It
is like a film noir in the middle of an Andrew Wyeth painting, except these are
the plains of Saskatchewan rather than the hardscrabble fields of Maine. It is
even as quiet as a canvas at times. That can be both good and bad, but at least
it suggests some integrity of vision on the part of screenwriter-director Jefferson
Moneo when giving his prior short film the feature treatment. Rural Canada gets
dark and dangerous in Moneo’s Big Muddy (trailer here), which screens
this weekend at the Catskills’ Mountain Cinema.
Martha
Barlow and her current man, Tommy Valente, are no Bonnie and Clyde. Frankly,
they are pretty crummy people, who specialize in liquoring up poor slobs, to
set them up for subsequent home invasion robberies. At least, Barlow loves her
moody son Andy. She just cannot help surrounding him with chaos. She ain’t seen
nothing yet.
Unbeknownst
to Barlow, her former lover Donovan Fournier is out to find her, having escaped
from his prison farm. Even more ominously, Buford Carver, the horse race fixing
gangster who came somewhere between Fournier and Valente, is back in town with
a new horse and all kinds of bad intentions. Worried about the influence he exerts
over her son, Barlow agrees to meet him at the track, but when Valente crashes
the party with a gun and a poorly thought through plan things get very bad,
especially for Carver’s prized horse. Suddenly, Barlow and her son are on the
run, with a satchel full of Carver’s cash and a couple of highly irritated
gangsters on their tail.
The
two twains of Muddy will meet in
Barlow’s rustic hometown, where she and Andy crash with her less than thrilled
old man, Stan. In fact, Moneo handles the intersection of the two major plot
lines quite deftly. However, he sure loves character-establishing scenes of
Andy and Grandpa stringing up barbed wire fences.

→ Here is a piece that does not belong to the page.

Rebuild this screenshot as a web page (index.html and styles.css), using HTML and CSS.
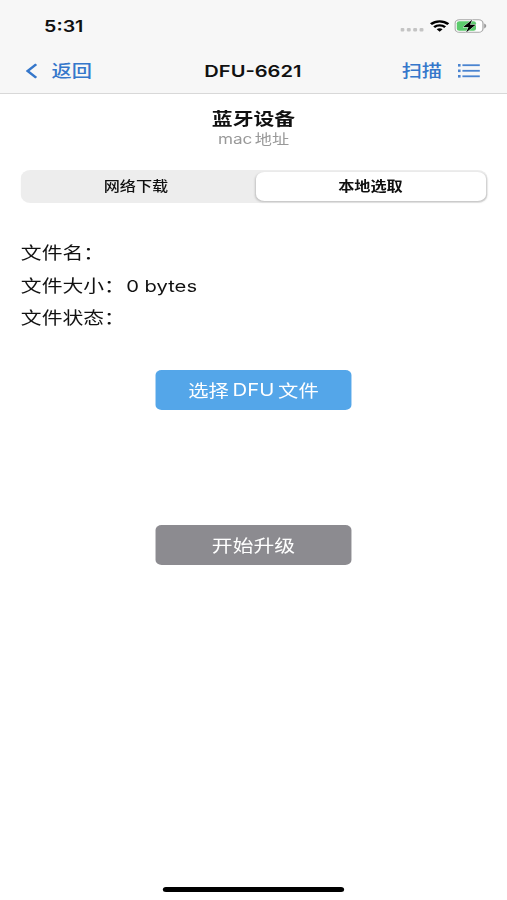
FILE: index.html
```
<!DOCTYPE html>
<html lang="zh-CN">
<head>
    <meta charset="UTF-8">
    <meta name="viewport" content="width=device-width, initial-scale=1.0">
    <title>DFU-6621</title>
    <link rel="stylesheet" href="styles.css">
</head>
<body>
    <div class="screen">
        <header class="top">
            <div class="status">
                <span class="time">5:31</span>
                <div class="status-icons">
                    <svg class="signal" width="20" height="4" viewBox="0 0 20 4" fill="#c4c4c4">
                        <rect x="0" y="0" width="3.2" height="3.6" rx="1"/>
                        <rect x="5.2" y="0" width="3.2" height="3.6" rx="1"/>
                        <rect x="10.4" y="0" width="3.2" height="3.6" rx="1"/>
                        <rect x="15.6" y="0" width="3.2" height="3.6" rx="1"/>
                    </svg>
                    <svg class="wifi" width="16" height="12" viewBox="0 0 16 12" fill="none" stroke="#000">
                        <path stroke-width="2.3" d="M.9 4.2C5 .3 11 .3 15.1 4.2"/>
                        <path stroke-width="2.2" d="M3.5 7.1C6.1 4.8 9.9 4.8 12.5 7.1"/>
                        <path fill="#000" stroke="none" d="M5.6 9.2C7 8 9 8 10.4 9.2L8 11.8z"/>
                    </svg>
                    <svg class="battery" width="27" height="14" viewBox="0 0 27 14">
                        <rect x=".6" y=".7" width="22.8" height="12.6" rx="3.6" fill="#fff" stroke="#a5a5a5"/>
                        <rect x="2" y="2.2" width="15.7" height="9.6" rx="2" fill="#5ccb6d"/>
                        <path d="M24.4 4.6c2.2.7 2.2 4.1 0 4.8z" fill="#999"/>
                        <path d="M14.6 .8L7.2 8h4.4L9.6 13.4 17.4 5.8h-4.6z" fill="#000" stroke="#f7f7f7" stroke-width=".8" paint-order="stroke"/>
                    </svg>
                </div>
            </div>
            <nav class="nav">
                <a class="back">
                    <svg width="10" height="16" viewBox="0 0 10 16" fill="none" stroke="#3577cb" stroke-width="2.3">
                        <path d="M8.6 1.2L1.6 8l7 6.8"/>
                    </svg>
                    <span>返回</span>
                </a>
                <h1>DFU-6621</h1>
                <div class="actions">
                    <a>扫描</a>
                    <svg width="18" height="14" viewBox="0 0 18 14" fill="#4a84d0">
                        <rect x="0" y="0" width="2.1" height="2.6"/>
                        <rect x="0" y="5.5" width="2.1" height="2.6"/>
                        <rect x="0" y="11" width="2.1" height="2.6"/>
                        <rect x="3.6" y=".3" width="14.2" height="1.8"/>
                        <rect x="3.6" y="5.9" width="14.2" height="1.8"/>
                        <rect x="3.6" y="11.4" width="14.2" height="1.8"/>
                    </svg>
                </div>
            </nav>
        </header>

        <main>
            <h2>蓝牙设备</h2>
            <p class="mac"><span>mac</span><span>地址</span></p>

            <div class="segment">
                <div class="option">网络下载</div>
                <div class="option selected">本地选取</div>
            </div>

            <div class="info">
                <p>文件名：</p>
                <p>文件大小：<span class="size">0 bytes</span></p>
                <p>文件状态：</p>
            </div>

            <button class="btn choose"><span>选择</span><span>DFU</span><span>文件</span></button>
            <button class="btn start">开始升级</button>
        </main>

        <div class="home-bar"></div>
    </div>
</body>
</html>
```
FILE: styles.css
```
* {
    box-sizing: border-box;
}
body {
    margin: 0;
    background: #fff;
    overflow: hidden;
    font-family: Inter, "Noto Sans CJK SC", sans-serif;
}
h1, h2, p {
    margin: 0;
}
svg {
    display: block;
}
.screen {
    width: 414px;
    height: 900px;
    transform: scaleX(1.2246);
    transform-origin: 0 0;
    display: flex;
    flex-direction: column;
    color: #111;
    font-size: 17px;
}
.top {
    height: 94px;
    background: #f7f7f7;
    border-bottom: 1px solid #d8d8d8;
}
.status {
    height: 49px;
    padding: 3px 16px 0 36px;
    display: flex;
    align-items: center;
    justify-content: space-between;
}
.time {
    font-size: 16px;
    font-weight: 600;
}
.status-icons {
    display: flex;
    align-items: center;
    gap: 4px;
}
.signal {
    margin-top: 8px;
}
.nav {
    height: 44px;
    padding: 0 22px 0 21px;
    display: grid;
    grid-template-columns: 1fr auto 1fr;
    align-items: center;
    color: #3577cb;
}
.back {
    display: flex;
    align-items: center;
    gap: 11px;
}
.back, .actions {
    font-size: 16.5px;
    font-weight: 500;
    line-height: 24px;
}
.nav h1 {
    font-size: 16.4px;
    font-weight: 600;
    color: #111;
}
.actions {
    display: flex;
    align-items: center;
    justify-content: flex-end;
    gap: 13px;
}
main {
    flex: 1;
    padding: 13px 17px 0;
    display: flex;
    flex-direction: column;
    align-items: center;
}
h2 {
    font-size: 17px;
    font-weight: 600;
    line-height: 24px;
}
.mac {
    display: flex;
    gap: 2px;
    font-size: 14px;
    line-height: 16px;
    color: #999;
}
.segment {
    width: 381px;
    height: 33px;
    margin-top: 23px;
    padding: 2px 1px 2px 0;
    display: grid;
    grid-template-columns: 192px 188px;
    border-radius: 8px;
    background: #ededed;
}
.option {
    border-radius: 7px;
    font-size: 13.2px;
    font-weight: 500;
    line-height: 29px;
    text-align: center;
}
.option:first-child {
    padding-right: 3px;
}
.selected {
    font-weight: 600;
    background: #fff;
    box-shadow: 0 1px 2px rgba(0, 0, 0, .2);
}
.info {
    width: 100%;
    margin-top: 34px;
    line-height: 32.6px;
}
.size {
    margin-left: 1px;
    font-size: 16.5px;
}
.btn {
    width: 160px;
    height: 40px;
    padding: 0;
    border: 0;
    border-radius: 5px;
    font: inherit;
    color: #fff;
    display: flex;
    align-items: center;
    justify-content: center;
    gap: 3px;
}
.choose {
    margin-top: 35px;
    font-size: 16.6px;
    background: #54a6e9;
}
.start {
    margin-top: 115px;
    background: #8c8b90;
}
.home-bar {
    width: 148px;
    height: 5px;
    margin: 0 auto 8px;
    border-radius: 3px;
    background: #000;
}
```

The truth is an editor with a
free hand could easily trim fifteen or twenty minutes of Muddy without any ill consequences, but that is hardly unusual
these days.
Happily,
Muddy features the craggy gravitas of
Stephen McHattie as Grandpa Stan. As usual, he commands the screen with his forceful
badassery. On the other hand, Nadia Litz and David La Haye are not bad per se, but
they make the strangest looking couple as Barlow and Fournier. James Le Gros is
also reliably villainous, but his Carver seems a bit restrained when it comes
to chewing the scenery and talking the trash.